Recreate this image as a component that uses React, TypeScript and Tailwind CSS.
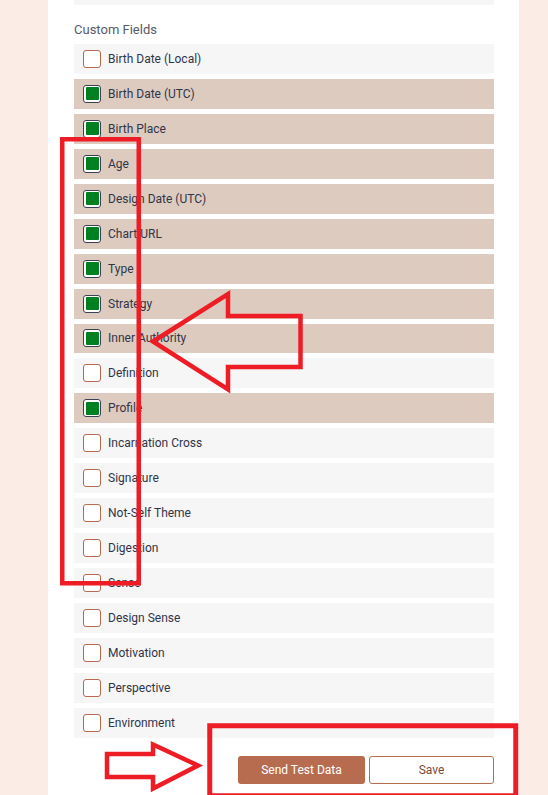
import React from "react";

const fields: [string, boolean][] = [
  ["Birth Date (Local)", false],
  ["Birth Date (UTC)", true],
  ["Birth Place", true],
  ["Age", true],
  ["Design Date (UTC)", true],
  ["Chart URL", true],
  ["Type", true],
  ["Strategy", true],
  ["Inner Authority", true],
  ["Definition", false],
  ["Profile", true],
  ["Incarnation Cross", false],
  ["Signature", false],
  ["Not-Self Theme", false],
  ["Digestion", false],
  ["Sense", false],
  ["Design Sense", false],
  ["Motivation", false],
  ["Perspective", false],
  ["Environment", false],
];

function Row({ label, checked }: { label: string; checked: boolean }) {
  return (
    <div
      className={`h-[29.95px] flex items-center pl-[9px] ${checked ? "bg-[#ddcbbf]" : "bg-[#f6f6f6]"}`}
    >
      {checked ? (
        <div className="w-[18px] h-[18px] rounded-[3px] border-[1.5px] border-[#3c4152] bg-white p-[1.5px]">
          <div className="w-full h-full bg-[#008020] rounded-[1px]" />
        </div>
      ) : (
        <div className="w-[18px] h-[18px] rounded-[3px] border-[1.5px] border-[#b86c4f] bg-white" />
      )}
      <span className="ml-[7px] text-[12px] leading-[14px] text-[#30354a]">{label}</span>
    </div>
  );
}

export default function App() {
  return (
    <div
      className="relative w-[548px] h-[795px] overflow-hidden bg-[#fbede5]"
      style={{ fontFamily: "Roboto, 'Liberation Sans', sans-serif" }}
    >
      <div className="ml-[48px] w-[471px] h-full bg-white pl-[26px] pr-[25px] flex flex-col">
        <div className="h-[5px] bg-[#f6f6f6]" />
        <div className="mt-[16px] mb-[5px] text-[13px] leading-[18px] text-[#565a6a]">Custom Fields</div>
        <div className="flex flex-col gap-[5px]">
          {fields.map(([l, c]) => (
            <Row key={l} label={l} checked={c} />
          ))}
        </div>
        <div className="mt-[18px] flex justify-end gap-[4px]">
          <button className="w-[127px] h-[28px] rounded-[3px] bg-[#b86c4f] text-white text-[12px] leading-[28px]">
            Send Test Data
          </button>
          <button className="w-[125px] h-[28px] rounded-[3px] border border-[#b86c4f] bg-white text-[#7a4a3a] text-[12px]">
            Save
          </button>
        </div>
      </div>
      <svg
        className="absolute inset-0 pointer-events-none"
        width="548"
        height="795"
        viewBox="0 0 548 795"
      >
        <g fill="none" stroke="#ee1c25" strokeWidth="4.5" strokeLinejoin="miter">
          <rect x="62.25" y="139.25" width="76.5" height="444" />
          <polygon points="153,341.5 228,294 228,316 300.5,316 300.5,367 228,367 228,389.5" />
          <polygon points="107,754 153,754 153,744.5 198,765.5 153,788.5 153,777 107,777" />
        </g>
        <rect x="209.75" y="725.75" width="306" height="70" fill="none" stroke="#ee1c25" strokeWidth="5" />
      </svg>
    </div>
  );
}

========================================

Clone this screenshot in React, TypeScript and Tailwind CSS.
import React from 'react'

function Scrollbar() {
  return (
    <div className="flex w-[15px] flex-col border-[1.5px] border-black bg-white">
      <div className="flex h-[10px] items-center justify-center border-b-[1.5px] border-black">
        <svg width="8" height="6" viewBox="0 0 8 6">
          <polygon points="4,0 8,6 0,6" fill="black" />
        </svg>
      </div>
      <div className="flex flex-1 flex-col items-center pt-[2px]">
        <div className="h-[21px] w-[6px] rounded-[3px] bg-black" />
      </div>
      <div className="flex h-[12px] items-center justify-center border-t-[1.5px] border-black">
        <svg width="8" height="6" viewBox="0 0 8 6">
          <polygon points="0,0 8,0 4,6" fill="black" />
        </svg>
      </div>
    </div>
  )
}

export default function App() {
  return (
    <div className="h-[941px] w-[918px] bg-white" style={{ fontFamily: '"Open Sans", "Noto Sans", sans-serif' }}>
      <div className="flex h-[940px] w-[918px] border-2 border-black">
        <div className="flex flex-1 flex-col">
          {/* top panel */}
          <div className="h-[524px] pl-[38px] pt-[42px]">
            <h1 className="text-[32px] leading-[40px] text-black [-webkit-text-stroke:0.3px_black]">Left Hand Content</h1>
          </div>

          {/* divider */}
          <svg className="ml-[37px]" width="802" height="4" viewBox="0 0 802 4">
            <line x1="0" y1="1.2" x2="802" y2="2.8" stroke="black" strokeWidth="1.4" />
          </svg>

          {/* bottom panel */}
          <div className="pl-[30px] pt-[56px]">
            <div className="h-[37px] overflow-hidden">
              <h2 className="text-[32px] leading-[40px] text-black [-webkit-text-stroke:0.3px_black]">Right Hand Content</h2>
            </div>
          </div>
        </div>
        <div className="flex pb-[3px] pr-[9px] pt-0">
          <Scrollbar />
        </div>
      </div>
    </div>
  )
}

========================================

YOUR GOAL:
Extract every line above containing the word "TypeScript".

ANSWER FOR THIS EXERCISE:
Recreate this image as a component that uses React, TypeScript and Tailwind CSS.
Clone this screenshot in React, TypeScript and Tailwind CSS.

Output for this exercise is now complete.